Di fronte a queste sfide, Urban AI propone una visione alternativa. Quale? Quella delle Screenless Cities, città in cui l’attenzione delle persone è spostata dagli schermi all’ambiente urbano stesso. Non si tratta di rifiutare la tecnologia, ma di integrarla in modo più armonico e meno invasivo nel tessuto delle città, ad esempio attraverso le “Sensible Interfaces”. Cosa sono? Prendo in prestito una definizione dello stesso fondatore di Urban AI, Hubert Beroche.
Le Sensible Interfaces sono interfacce multisensoriali e senza schermi per incorporare i dati negli spazi fisici. Stiamo progettando e sviluppando queste soluzioni con diverse municipalità e fornitori di AI per materializzare i loro dati urbani (come dati acustici, energetici, ambientali) negli spazi pubblici.
Ridare vita alle città attraverso interfacce e dati
L’obiettivo delle interfacce sensibili, in sostanza, è quello di distribuire informazioni e rendere i dati urbani leggibili e utilizzabili per le persone, ma anche di portare trasparenza ed efficienza ai sistemi urbani. Un esempio è il progetto “Nuage Vert” del collettivo HeHe, che nel 2008 ha utilizzato un laser verde ad alta potenza per illuminare le emissioni di una centrale a carbone di Helsinki. Per evidenziare la nuvola di vapore emessa dall’inceneritore di rifiuti domestici viene utilizzata una telecamera termografica accoppiata ad un raggio laser verde che evidenzia in tempo reale i contorni del pennacchio, rendendo visibile e tangibile l’impatto dei consumi energetici.

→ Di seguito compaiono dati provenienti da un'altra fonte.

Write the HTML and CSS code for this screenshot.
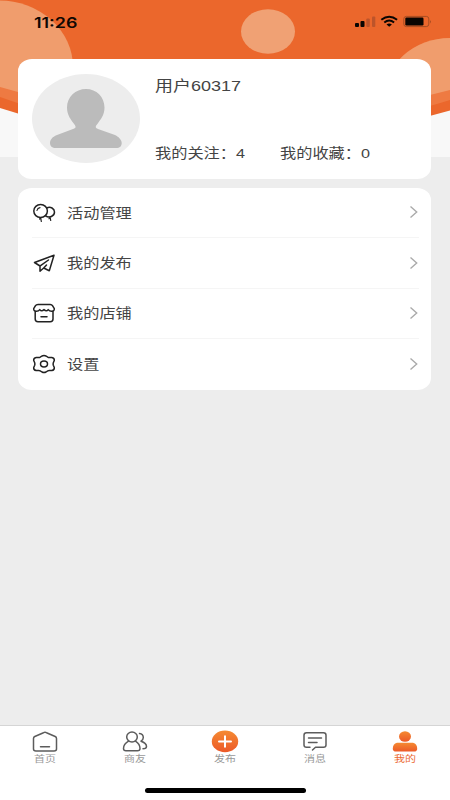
FILE: index.html
```html
<!DOCTYPE html>
<html lang="zh-CN">
<head>
<meta charset="utf-8">
<title>我的</title>
<link rel="stylesheet" href="styles.css">
</head>
<body>
<div class="app">
  <svg class="backdrop" viewBox="0 0 450 157" width="450" height="157" aria-hidden="true">
    <defs>
      <clipPath id="wave"><path d="M0 0H450V90Q410 101 370 104H80Q40 99 0 87Z"/></clipPath>
      <clipPath id="wave2"><path d="M0 0H450V100Q425 108 390 116H60Q30 108 0 97Z"/></clipPath>
    </defs>
    <rect width="450" height="157" fill="#f8f8f8"/>
    <path d="M0 0H450V110.500Q410 122 370 128H80Q40 121 0 108Z" fill="#eb672c"/>
    <g clip-path="url(#wave2)" fill="#ee7a42"><ellipse cx="-1" cy="70" rx="74" ry="69"/><ellipse cx="450" cy="98" rx="66" ry="60"/></g>
    <g clip-path="url(#wave)" fill="#f09d6d"><ellipse cx="-1" cy="67" rx="74" ry="66.500"/><ellipse cx="450" cy="98" rx="66" ry="60"/></g>
    <ellipse cx="268" cy="31.500" rx="27" ry="22.300" fill="#f0a174"/>
  </svg>

  <header class="status">
    <span class="clock">11:26</span>
    <svg class="signals" width="78" height="14" viewBox="0 0 78 14">
      <g fill="#090502"><rect x="1" y="8" width="4" height="4" rx="1"/><rect x="6.500" y="6" width="4" height="6" rx="1"/></g>
      <g fill="#bd542a"><rect x="12.300" y="3.500" width="3.500" height="8.500" rx="1"/><rect x="18" y="1.500" width="3.300" height="10.500" rx="1"/></g>
      <g fill="none" stroke="#090502" stroke-width="2"><path d="M27.300 4.800Q35.200-1.400 43.100 4.800"/><path d="M30.300 7.500Q35.200 3.500 40.100 7.500"/></g>
      <path d="M32.500 9.400Q35.200 7.600 37.900 9.400L35.200 11.700Z" fill="#090502"/>
      <rect x="49.800" y="1.400" width="25" height="10.200" rx="2.500" fill="none" stroke="#a64d22"/>
      <rect x="51.300" y="2.600" width="18.200" height="7.800" rx="1.200" fill="#090502"/>
      <path d="M76.200 5v3.400q1.500-1.700 0-3.400" fill="#8c401d"/>
    </svg>
  </header>

  <main class="content">
    <section class="card profile">
      <svg class="avatar" width="108" height="89" viewBox="0 0 108 89">
        <ellipse cx="54" cy="44.500" rx="54" ry="44.500" fill="#ededed"/>
        <path d="M54 15C43.500 15 35 23 35 33.500C35 41 39 46 42.500 50.500C44.500 53.500 43.500 54 41 55L25 61C20 63 18 66 18 69C18 72 20 74 24 74H84C88 74 89.700 72 89.700 69C89.700 66 87 63 83 61L66 55C63.500 54 63 53 65 50.500C69 45 72.500 41 72.500 33.500C72.500 23 64.500 15 54 15Z" fill="#bbb"/>
      </svg>
      <div class="info">
        <h1 class="name"><span class="wide">用户60317</span></h1>
        <div class="stats">
          <span class="stat"><span class="wide">我的关注：4</span></span>
          <span class="stat"><span class="wide">我的收藏：0</span></span>
        </div>
      </div>
    </section>

    <nav class="card menu">
      <a class="row">
        <svg class="icon" width="24" height="22" viewBox="0 0 24 22"><ellipse cx="8.600" cy="9" rx="6.800" ry="6.500"/><path d="M14.700 6C18.500 4.100 22.500 6.500 22.500 10C22.500 14.200 17.200 16.500 13.400 13.600"/><path class="fine" d="M5 8.500Q5.500 6 8 5.600M8.600 15.800L7.600 17M8.800 16.300L9.300 19.500M17.800 15.500L17 16.800M18.300 16L18.700 18.500"/></svg>
        <span class="label"><span class="wide">活动管理</span></span>
        <svg class="chevron" width="10" height="14" viewBox="0 0 10 14"><path d="M1.500 1.500L7.700 7L1.500 12.500"/></svg>
      </a>
      <a class="row">
        <svg class="icon" width="24" height="22" viewBox="0 0 24 22"><path d="M22 3.200L2.500 10.500L8 14V19.200L11.700 16L17.300 18.700L22 3.200ZM8.200 13.800L16.500 8M11.700 16L14.500 13"/></svg>
        <span class="label"><span class="wide">我的发布</span></span>
        <svg class="chevron" width="10" height="14" viewBox="0 0 10 14"><path d="M1.500 1.500L7.700 7L1.500 12.500"/></svg>
      </a>
      <a class="row">
        <svg class="icon" width="24" height="22" viewBox="0 0 24 22"><path d="M6 2.400H18.200Q19.800 2.400 20.500 3.600L22.300 6.600Q22.500 9 20 9.200Q17.600 9.400 16.200 7.600Q14.500 10 12 7.600Q9.500 10 7.800 7.600Q6.400 9.400 4 9.200Q1.500 9 1.700 6.600L3.500 3.600Q4.200 2.400 6 2.400ZM3.200 9.200V17Q3.200 19.700 6 19.700H18.200Q21 19.700 21 17V9.200M9 14.800H15"/></svg>
        <span class="label"><span class="wide">我的店铺</span></span>
        <svg class="chevron" width="10" height="14" viewBox="0 0 10 14"><path d="M1.500 1.500L7.700 7L1.500 12.500"/></svg>
      </a>
      <a class="row">
        <svg class="icon" width="24" height="22" viewBox="0 0 24 22"><path d="M10 3Q12 1.800 14 3L15.800 4.200Q16.800 4.800 18 4.500L19.800 4.400Q22.600 5 22.300 7.500L21.300 9.800Q20.900 11 21.300 12.200L22.300 14.500Q22.600 17 19.800 17.600L18 17.500Q16.800 17.200 15.800 17.800L14 19Q12 20.200 10 19L8.200 17.800Q7.200 17.200 6 17.500L4.200 17.600Q1.400 17 1.700 14.500L2.700 12.200Q3.100 11 2.700 9.800L1.700 7.500Q1.400 5 4.200 4.400L6 4.500Q7.200 4.800 8.200 4.200Z"/><ellipse cx="12" cy="11" rx="3.500" ry="2.900"/></svg>
        <span class="label"><span class="wide">设置</span></span>
        <svg class="chevron" width="10" height="14" viewBox="0 0 10 14"><path d="M1.500 1.500L7.700 7L1.500 12.500"/></svg>
      </a>
    </nav>
  </main>

  <footer class="tabbar">
    <div class="tabs">
      <a class="tab">
        <svg class="tab-icon" width="28" height="24" viewBox="0 0 28 24"><path d="M12.500 2.700Q14 1.900 15.500 2.700L24.200 6.500Q25.500 7.200 25.500 8.500V19Q25.500 21 23 21H5Q2.500 21 2.500 19V8.500Q2.500 7.200 3.800 6.500ZM9.500 16.700H18.500"/></svg>
        <span class="wide">首页</span>
      </a>
      <a class="tab">
        <svg class="tab-icon" width="28" height="24" viewBox="0 0 28 24"><ellipse cx="11" cy="7" rx="5.300" ry="5"/><path d="M7.500 11.100Q2.500 14 2.500 18.500Q2.500 20.800 5 20.800H16.500Q19 20.800 19 18.500Q19 14 14.500 11.100M18.500 3.500Q22.300 4 22.300 7.500Q22.300 9.700 20 11.200Q25.500 13 25.500 16.500Q25.500 18.800 22 18.800"/></svg>
        <span class="wide">商友</span>
      </a>
      <a class="tab">
        <svg class="tab-icon" width="28" height="24" viewBox="0 0 28 24"><defs><linearGradient id="warm" x2="0" y2="1"><stop stop-color="#f58a32"/><stop offset="1" stop-color="#ec5928"/></linearGradient></defs><ellipse class="solid" cx="14" cy="11.400" rx="13.200" ry="10.800"/><path class="plus" d="M8 11.400H20M14 6.200V16.700"/></svg>
        <span class="wide">发布</span>
      </a>
      <a class="tab">
        <svg class="tab-icon" width="28" height="24" viewBox="0 0 28 24"><path d="M9 17.300H5.500Q3 17.300 3 15V5.200Q3 2.800 5.500 2.800H22.500Q25 2.800 25 5.200V15Q25 17.300 22.500 17.300H14.500L11.500 20M7.500 8H20.500M7.500 12.500H16"/></svg>
        <span class="wide">消息</span>
      </a>
      <a class="tab active">
        <svg class="tab-icon" width="28" height="24" viewBox="0 0 28 24"><ellipse class="solid" cx="14" cy="6.500" rx="6" ry="5.200"/><path class="solid" d="M6 12.800H22Q26.200 13.800 26.200 18.800Q26.200 21.600 23 21.600H5Q1.800 21.600 1.800 18.800Q1.800 13.800 6 12.800Z"/></svg>
        <span class="wide">我的</span>
      </a>
    </div>
    <div class="home-indicator"></div>
  </footer>
</div>
</body>
</html>
```
FILE: styles.css
```css
* {
  box-sizing: border-box;
}

body {
  margin: 0;
  font-family: "Liberation Sans", "Noto Sans CJK SC", sans-serif;
  color: #444;
}

.app {
  position: relative;
  display: flex;
  flex-direction: column;
  width: 450px;
  height: 800px;
  overflow: hidden;
  background: #ededed;
}

.backdrop {
  position: absolute;
  top: 0;
  left: 0;
}

.status,
.content,
.tabbar {
  position: relative;
}

.wide {
  display: inline-block;
  transform: scaleX(1.2);
  transform-origin: left center;
  white-space: nowrap;
}

.status {
  display: flex;
  justify-content: space-between;
  align-items: center;
  height: 59px;
  padding: 0 18px 15px 34px;
}

.clock {
  font-family: Inter, sans-serif;
  font-size: 14.3px;
  font-weight: 600;
  color: #100803;
  transform: scaleX(1.25);
  transform-origin: left center;
}

.content {
  display: flex;
  flex: 1;
  flex-direction: column;
  gap: 9.500px;
  padding: 0 18.600px 0 18.400px;
}

.card {
  background: #fff;
  border-radius: 14px / 12px;
}

.profile {
  display: flex;
  height: 119.500px;
  padding: 15px 14px;
  gap: 14.500px;
}

.avatar {
  flex: none;
}

.info {
  display: flex;
  flex: 1;
  flex-direction: column;
  justify-content: space-between;
}

.name {
  margin: 1px 0 0;
  font-size: 15px;
  font-weight: 400;
  line-height: 22px;
}

.stats {
  display: flex;
  font-size: 13.500px;
  line-height: 20px;
}

.stat {
  width: 125px;
}

.menu {
  height: 201.500px;
  padding: 0 12px 0 13.500px;
}

.row {
  display: flex;
  align-items: center;
  height: 50.400px;
  border-bottom: 1px solid #f5f5f5;
}

.row:last-child {
  border-bottom: 0;
}

.icon {
  margin-right: 11px;
  fill: none;
  stroke: #222;
  stroke-width: 1.5;
  stroke-linejoin: round;
  stroke-linecap: round;
}

.icon .fine {
  stroke-width: 1.2;
}

.label {
  flex: 1;
  margin-top: 2px;
  font-size: 13.500px;
  line-height: 20px;
}

.chevron {
  margin-bottom: 1px;
  fill: none;
  stroke: #aaa;
  stroke-width: 1.4;
}

.tabbar {
  display: flex;
  flex-direction: column;
  align-items: center;
  justify-content: space-between;
  height: 75.500px;
  padding: 4px 0 7px;
  background: #fff;
  border-top: 1.500px solid #d5d5d5;
}

.tabs {
  display: flex;
  width: 100%;
}

.tab {
  display: flex;
  flex: 1;
  flex-direction: column;
  align-items: center;
  font-size: 9px;
  line-height: 11px;
  color: #999;
}

.tab .wide {
  transform: scaleX(1.22);
  transform-origin: center;
}

.tab-icon {
  fill: none;
  stroke: #5c5c5c;
  stroke-width: 1.5;
  stroke-linecap: round;
  stroke-linejoin: round;
}

.tab-icon .solid {
  fill: url(#warm);
  stroke: none;
}

.tab-icon .plus {
  stroke: #fff;
  stroke-width: 2;
}

.active {
  color: #ec6b33;
}

.home-indicator {
  width: 161px;
  height: 5px;
  border-radius: 3px;
  background: #000;
}
```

Questo tipo di interventi dimostra come la fisicizzazione dei dati possa non solo informare, ma anche responsabilizzare e coinvolgere attivamente i cittadini nella gestione delle risorse urbane. In altre parole, le Screenless Cities non sono semplicemente città senza schermi. E men che meno città senza digitale. Sono città in cui i dati diventano beni comuni, strumenti di partecipazione e di empowerment collettivo.
Verso un futuro urbano più umano e sostenibile
La sfida delle Screenless Cities non è certo facile, in un mondo in cui gli schermi sono diventati interfacce quasi indispensabili per ogni aspetto della vita quotidiana, dal lavoro alla socialità, dalla mobilità all’intrattenimento. Ma è una sfida necessaria, se vogliamo evitare che le nostre città si trasformino in distopie ipertecnologiche, in cui gli esseri umani sono ridotti a consumatori passivi di informazioni e servizi. Un giorno, le odierne Piccadilly Circus o Times Square potrebbero essere praticamente vuote rispetto a intere città ricoperte di schermi, che mandano continuamente messaggi.
Come scriveva il filosofo Marshall McLuhan, “il medium è il messaggio”: ogni tecnologia che introduciamo nelle nostre vite ne modifica inevitabilmente la scala, il ritmo, i percorsi. Sta a noi scegliere quali messaggi vogliamo inviare e quale futuro vogliamo costruire. Le Screenless Cities sono un invito a recuperare la profondità delle nostre esperienze urbane, a riscoprire il valore degli incontri fortuiti, delle scoperte inattese, delle connessioni autentiche che solo la vita in città può offrire.
Il referendum di Seine et Port è solo un piccolo passo simbolico, ma è un passo importante. Perché ci ricorda che un altro modo di vivere e progettare le città è difficile, difficilisimo: ma non impossibile. Se solo abbiamo il coraggio di alzare lo sguardo dai nostri schermi e di immaginarlo insieme.